See what happened was with two little kids, a lot of food ends up on the floor in our house and Snacks, a master of food acquisition, ends up eating it. This hasn’t been helped by the reduced exercise regimen (damn heat dome!!!!). I told all this to the vets. And they nodded in sympathy. But seriously, he could stand to drop 5 pounds.  

We’ll get right on that, too. 

As soon as we can leave the house without our faces melting off.

P.S. The squirrels seem to be having a memorable summer vacation despite the heat wave.

P.P.S. On a procrastinating on writing the novel note, this and on a making excuses for living a fuller life note, this.

* Crap. I don’t mean to keep using this word! It’s just in this case, it was so appropriate. 
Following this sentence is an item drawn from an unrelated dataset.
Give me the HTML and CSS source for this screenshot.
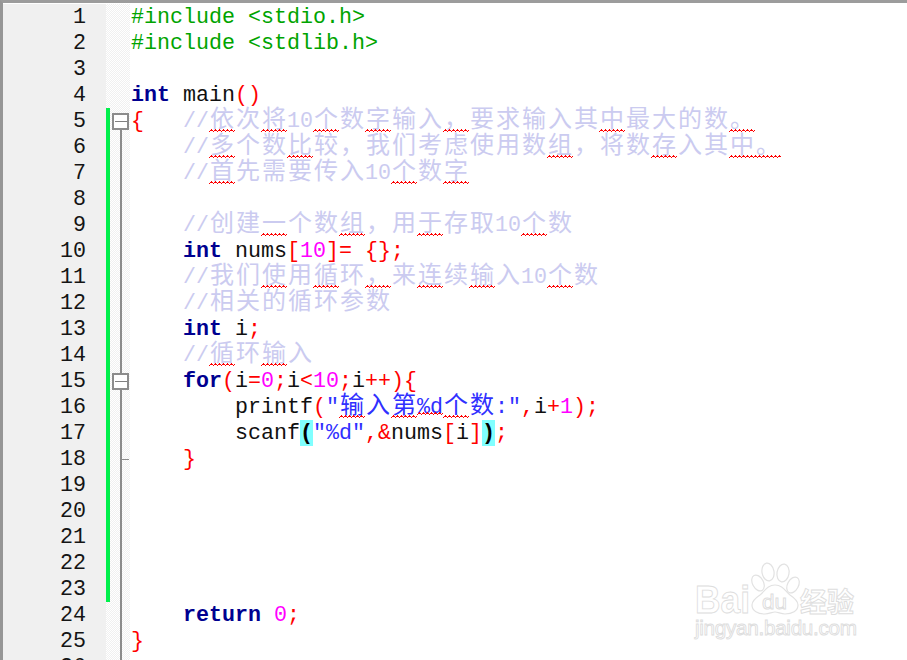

**  A while back while I was out on a walk with the crew, a man actually stopped his car and laughed at me. He apparently found the whole scene, kids, dog and me, highly amusing. He pointed at us and said, “that’s awesome.” So that happened. And something I found highly amusing, given the fact that a majority of the people who choose to comment about my situation say that I have my hands full or that I need more hands, on another walk, one of my neighbor’s whose husky had wandered off her property actually asked me to grab her dog for her. You know, with one of my extra appendages. Two dogs. Wagon. Poo bag. Need me to do anything else? Want me to pick up your mail for you while I’m at it? Maybe bring your trashcans back up the driveway? Prune your hedges? Bring it! (The dog and neighbor were actually both very sweet. I just found the request hilarious. I don’t think she saw the humor though).